The state of Wyoming, which insures police officers in Wyoming, paid Gosman the $30,001 awarded by the jury and a negotiated $150,000 sum for attorney’s fees and costs back in May.
Because she lost her claims against the city of Powell and Chief Feathers in his official capacity — who were represented separately from the individual officers — Wachsmuth had to pay $1,207.97 to the city’s insurer to cover some of their costs.
Prior to trial, Judge Johnson had dismissed Wachsmuth’s claims that the city of Powell itself violated her rights and failed to properly train its officers, along with a claim police excessively held her at gunpoint. The jury found the department’s plan, crafted by Chretien and approved by Feathers, was not constitutionally excessive force.

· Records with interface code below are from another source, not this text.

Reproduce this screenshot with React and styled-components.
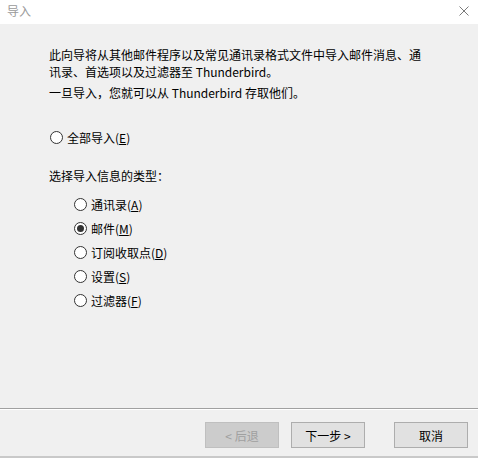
import React from "react";
import styled, { createGlobalStyle } from "styled-components";

const Global = createGlobalStyle`
  html, body { margin: 0; padding: 0; }
  body {
    font-family: "Noto Sans CJK SC", "Noto Sans", sans-serif;
    font-size: 12px;
    color: #000;
    background: #f0f0f0;
  }
`;

const Window = styled.div`
  width: 478px;
  height: 458px;
  display: flex;
  flex-direction: column;
  background: #f0f0f0;
  box-sizing: border-box;
  border-bottom: 2px solid #c9c9c9;
`;

const TitleBar = styled.div`
  height: 24px;
  flex: none;
  background: #fff;
  display: flex;
  align-items: center;
  justify-content: space-between;
  padding: 0 9px 3px 7px;
  box-sizing: border-box;
`;

const Title = styled.span`
  color: #9a9a9a;
  font-size: 12px;
  line-height: 17px;
`;

const CloseIcon = styled.svg`
  width: 10px;
  height: 10px;
  display: block;
`;

const Content = styled.div`
  flex: 1;
  padding: 22px 0 0 49px;
  display: flex;
  flex-direction: column;
`;

const Para = styled.p`
  margin: 0 0 ${(p) => p.$gap || 0}px 0;
  width: 378px;
  line-height: 17px;
`;

const Label = styled.div`
  margin: 18px 0 8px;
  line-height: 17px;
`;

const RadioRow = styled.label`
  display: flex;
  align-items: center;
  height: 24px;
  margin-left: ${(p) => p.$indent}px;
  margin-top: ${(p) => p.$top || 0}px;
  gap: 4px;
  line-height: 17px;
`;

const Circle = styled.span`
  width: 13px;
  height: 13px;
  box-sizing: border-box;
  border: 1px solid #333;
  border-radius: 50%;
  background: #fff;
  display: flex;
  align-items: center;
  justify-content: center;
  &::after {
    content: "";
    width: 7px;
    height: 7px;
    border-radius: 50%;
    background: ${(p) => (p.$checked ? "#333" : "transparent")};
  }
`;

const Footer = styled.div`
  flex: none;
  border-top: 1px solid #a0a0a0;
  box-shadow: inset 0 1px 0 #fff;
  padding: 13px 10px 8px 205px;
  display: flex;
  align-items: center;
`;

const Button = styled.button`
  width: 74px;
  height: 26px;
  box-sizing: border-box;
  font-family: inherit;
  font-size: 12px;
  padding: 0;
  margin-left: ${(p) => p.$ml || 0}px;
  background: ${(p) => (p.disabled ? "#cccccc" : "#e1e1e1")};
  border: 1px solid ${(p) => (p.disabled ? "#bfbfbf" : "#adadad")};
  color: ${(p) => (p.disabled ? "#a0a0a0" : "#000")};
  line-height: 17px;
`;

const types = [
  { label: "通讯录", key: "A" },
  { label: "邮件", key: "M", checked: true },
  { label: "订阅收取点", key: "D" },
  { label: "设置", key: "S" },
  { label: "过滤器", key: "F" },
];

export default function App() {
  return (
    <>
      <Global />
      <Window>
        <TitleBar>
          <Title>导入</Title>
          <CloseIcon viewBox="0 0 10 10">
            <path d="M0.5 0.5 L9.5 9.5 M9.5 0.5 L0.5 9.5" stroke="#7a7a7a" strokeWidth="1" fill="none" />
          </CloseIcon>
        </TitleBar>
        <Content>
          <Para $gap={4}>
            此向导将从其他邮件程序以及常见通讯录格式文件中导入邮件消息、通讯录、首选项以及过滤器至 Thunderbird。
          </Para>
          <Para>一旦导入，您就可以从 Thunderbird 存取他们。</Para>
          <RadioRow $indent={1} $top={24}>
            <Circle />
            <span>
              全部导入(<u>E</u>)
            </span>
          </RadioRow>
          <Label>选择导入信息的类型：</Label>
          {types.map((t) => (
            <RadioRow key={t.key} $indent={25}>
              <Circle $checked={t.checked} />
              <span>
                {t.label}(<u>{t.key}</u>)
              </span>
            </RadioRow>
          ))}
        </Content>
        <Footer>
          <Button disabled>&lt; 后退</Button>
          <Button $ml={12}>下一步 &gt;</Button>
          <Button $ml={29}>取消</Button>
        </Footer>
      </Window>
    </>
  );
}
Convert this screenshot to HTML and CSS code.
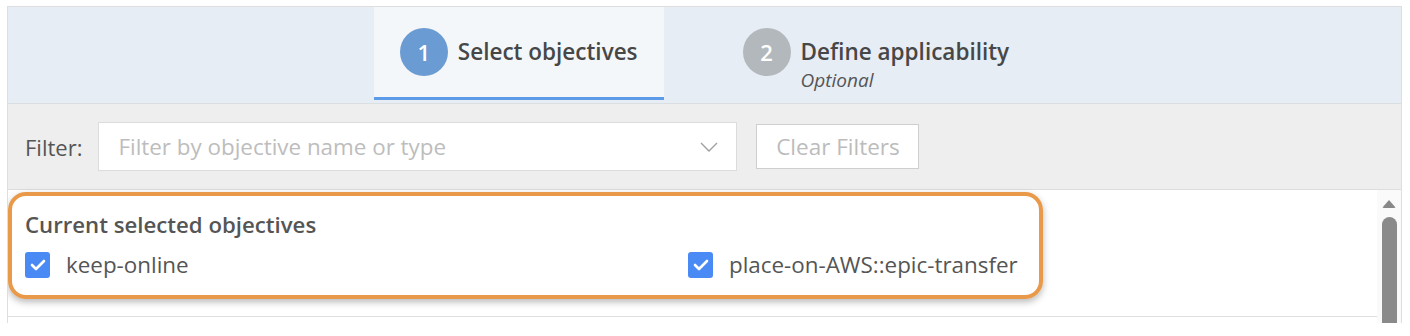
FILE: index.html
```html
<!DOCTYPE html>
<html>
<head>
<meta charset="utf-8">
<link rel="stylesheet" href="styles.css">
</head>
<body>
<div class="frame">
  <div class="steps">
    <div class="step active">
      <span class="num">1</span>
      <div class="step-text"><div class="step-title">Select objectives</div></div>
    </div>
    <div class="step">
      <span class="num">2</span>
      <div class="step-text"><div class="step-title">Define applicability</div><div class="step-sub">Optional</div></div>
    </div>
  </div>
  <div class="filterbar">
    <span class="filter-label">Filter:</span>
    <div class="select">
      <span class="placeholder">Filter by objective name or type</span>
      <svg class="chev" width="18" height="10" viewBox="0 0 18 10"><path d="M1 1 L9 9 L17 1" fill="none" stroke="#a0a0a0" stroke-width="1.4"/></svg>
    </div>
    <button class="clear">Clear Filters</button>
  </div>
  <div class="content">
    <div class="list">
      <div class="group">
        <div class="group-title">Current selected objectives</div>
        <div class="items">
          <label class="item"><span class="cb"><svg width="16" height="12" viewBox="0 0 16 12"><path d="M2 6 L6 10 L14 2" fill="none" stroke="#fff" stroke-width="2.6" stroke-linecap="round" stroke-linejoin="round"/></svg></span>keep-online</label>
          <label class="item"><span class="cb"><svg width="16" height="12" viewBox="0 0 16 12"><path d="M2 6 L6 10 L14 2" fill="none" stroke="#fff" stroke-width="2.6" stroke-linecap="round" stroke-linejoin="round"/></svg></span>place-on-AWS::epic-transfer</label>
        </div>
      </div>
    </div>
    <div class="scrollbar">
      <span class="arrow"></span>
      <span class="thumb"></span>
    </div>
    <div class="highlight"></div>
  </div>
</div>
</body>
</html>
```
FILE: styles.css
```css
html, body {
  margin: 0;
  padding: 0;
  background: #ffffff;
}
body {
  font-family: "Open Sans", "Liberation Sans", sans-serif;
  color: #4a4a4a;
}
.frame {
  box-sizing: border-box;
  margin: 6px 0 0 7px;
  width: 1395px;
  height: 317px;
  border: 1px solid #dedede;
  border-bottom: none;
  overflow: hidden;
  display: flex;
  flex-direction: column;
}
.steps {
  height: 96px;
  flex: none;
  background: #e6edf5;
  border-bottom: 1px solid #dcdfe2;
  display: flex;
  justify-content: center;
  gap: 53px;
}
.step {
  box-sizing: border-box;
  height: 93px;
  padding: 21px 26px 0 26px;
  display: flex;
  align-items: flex-start;
  gap: 10px;
  border-bottom: 3px solid transparent;
}
.step.active {
  background: #f4f7fa;
  border-bottom-color: #5b9be8;
}
.num {
  width: 48px;
  height: 48px;
  border-radius: 50%;
  background: #b3b8bc;
  color: #ffffff;
  font-size: 22px;
  font-weight: 600;
  display: flex;
  align-items: center;
  justify-content: center;
  flex: none;
}
.active .num {
  background: #6a9bd3;
}
.step-title {
  font-size: 22.5px;
  font-weight: 600;
  line-height: 48px;
  color: #474747;
  white-space: nowrap;
}
.step-sub {
  font-size: 19px;
  font-style: italic;
  line-height: 22px;
  margin-top: -7px;
  color: #555555;
}
.filterbar {
  height: 86px;
  flex: none;
  box-sizing: border-box;
  background: #eeeeee;
  border-bottom: 1px solid #dddddd;
  display: flex;
  align-items: center;
  padding: 0 0 0 17px;
}
.filter-label {
  font-size: 22px;
  color: #555555;
  margin-right: 16px;
}
.select {
  box-sizing: border-box;
  width: 639px;
  height: 49px;
  background: #ffffff;
  border: 1px solid #dcdcdc;
  display: flex;
  align-items: center;
  justify-content: space-between;
  padding: 0 18px 0 19px;
}
.placeholder {
  font-size: 22.4px;
  color: #bdbdbd;
}
.clear {
  box-sizing: border-box;
  margin-left: 19px;
  width: 163px;
  height: 45px;
  background: #ffffff;
  border: 1px solid #cfcfcf;
  font-family: "Open Sans", "Liberation Sans", sans-serif;
  font-size: 22.5px;
  color: #bcbcbc;
  padding: 0;
}
.content {
  position: relative;
  flex: 1;
  display: flex;
}
.list {
  flex: 1;
}
.group {
  height: 127px;
  box-sizing: border-box;
  border-bottom: 1px solid #dedede;
  padding: 21px 25px 0 17px;
}
.group-title {
  font-size: 22.2px;
  font-weight: 600;
  line-height: 28px;
  color: #555555;
}
.items {
  margin-top: 13px;
  display: grid;
  grid-template-columns: 663px 1fr;
}
.item {
  display: flex;
  align-items: center;
  gap: 16px;
  font-size: 22.4px;
  color: #555555;
  line-height: 26px;
}
.cb {
  width: 25px;
  height: 26px;
  border-radius: 3px;
  background: #4a8af4;
  display: flex;
  align-items: center;
  justify-content: center;
}
.scrollbar {
  width: 24px;
  flex: none;
  background: #fafafa;
  display: flex;
  flex-direction: column;
  align-items: center;
  padding-top: 10px;
  box-sizing: border-box;
}
.arrow {
  width: 0;
  height: 0;
  border-left: 7px solid transparent;
  border-right: 7px solid transparent;
  border-bottom: 8px solid #888888;
  border-radius: 2px;
}
.thumb {
  margin-top: 9px;
  width: 15px;
  flex: 1;
  background: #8a8a8a;
  border-radius: 8px 8px 0 0;
}
.highlight {
  position: absolute;
  left: 0;
  top: 2px;
  width: 1035px;
  height: 107px;
  box-sizing: border-box;
  border: 4px solid #e8994a;
  border-radius: 18px;
  box-shadow: 0 3px 7px rgba(0, 0, 0, 0.28);
  pointer-events: none;
}
```
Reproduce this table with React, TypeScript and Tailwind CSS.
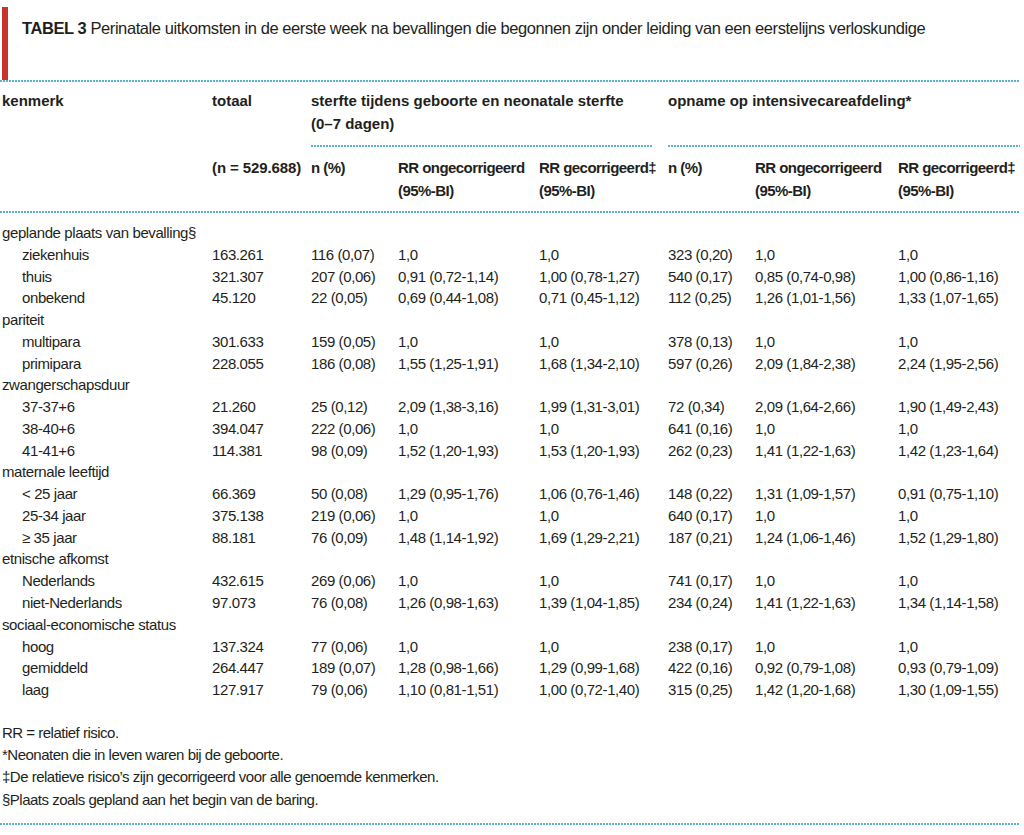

Neither side appealed the jury’s decision.
Feathers said the department had four hours of refresher training on high-risk warrant service after the trial.
“Obviously, that (handling a suspect during a search) we gave the greatest focus to,” Feathers said. But he said the department went over everything, because — as was noted repeatedly during the trial — police actions are supposed to be based on the totality of circumstances at the time.
Feathers said the department also addressed the problems it saw the day after the 2009 raid.
He said if the department had done things as well as it could have, there wouldn’t have been a successful suit. Feathers said he wants to use the incident as “a catalyst to do better at what we do.”
“I guess my final analysis is this: When you look at the accusations that were made as filed in the lawsuit, did we do those things? No,” Feathers said. “Are there some things in this case that we could have done better? I don’t think there’s any doubt on that in anybody’s mind.”